In late 1999, the band’s performance was greeted by a protest more than 4,000 strong. Some threw garbage at concertgoers. A reporter was injured. People were led away in handcuffs. The lead-up to this past Sunday’s concert in Miami was markedly different.

A billboard alongside one of the city’s major highways pictured Los Van Van playing on stage. Los Van Van’s songs blending Cuban son, jazz and pop were played on Cuban-American radio, hardly imaginable a few short years ago. While a crowd of protesters gathered outside the concert, they were far outnumbered by those going to listen to the music. No items were thrown. No one was arrested. For Cubans who grew up on the island, Los Van Van’s music, with lyrics on everything from love to identity, represent the songs of their youth.

“They still want to be connected to their homeland,” Hugo Cancio, president of Fuego Entertainment, a Miami production company, said of Cubans who have immigrated here during the past 15 years. “They understand that their culture and their music is untouchable. And they refuse to inherit the pain and suffering and hatred of the traditional historical exiles.”

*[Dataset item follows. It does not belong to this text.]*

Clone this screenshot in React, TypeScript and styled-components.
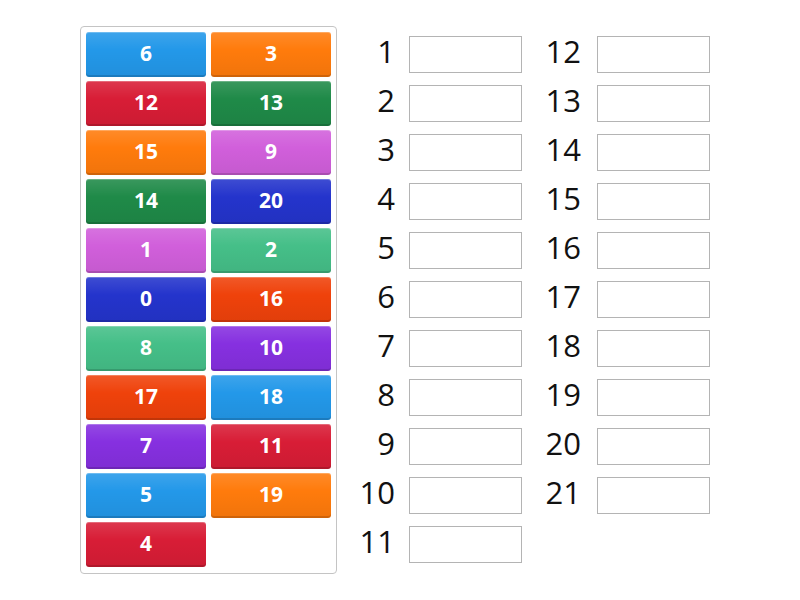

For more conservative exiles, Los Van Van are another extension of the Castro regime. “Inviting ‘Van Van’ at this time is as though the US would have authorized spokesmen for the South African apartheid regime to come to the United States to perform during the final stages of apartheid’s grotesque existence,” said US Rep. Lincoln Diaz-Balart, a Cuban-American Republican from Miami.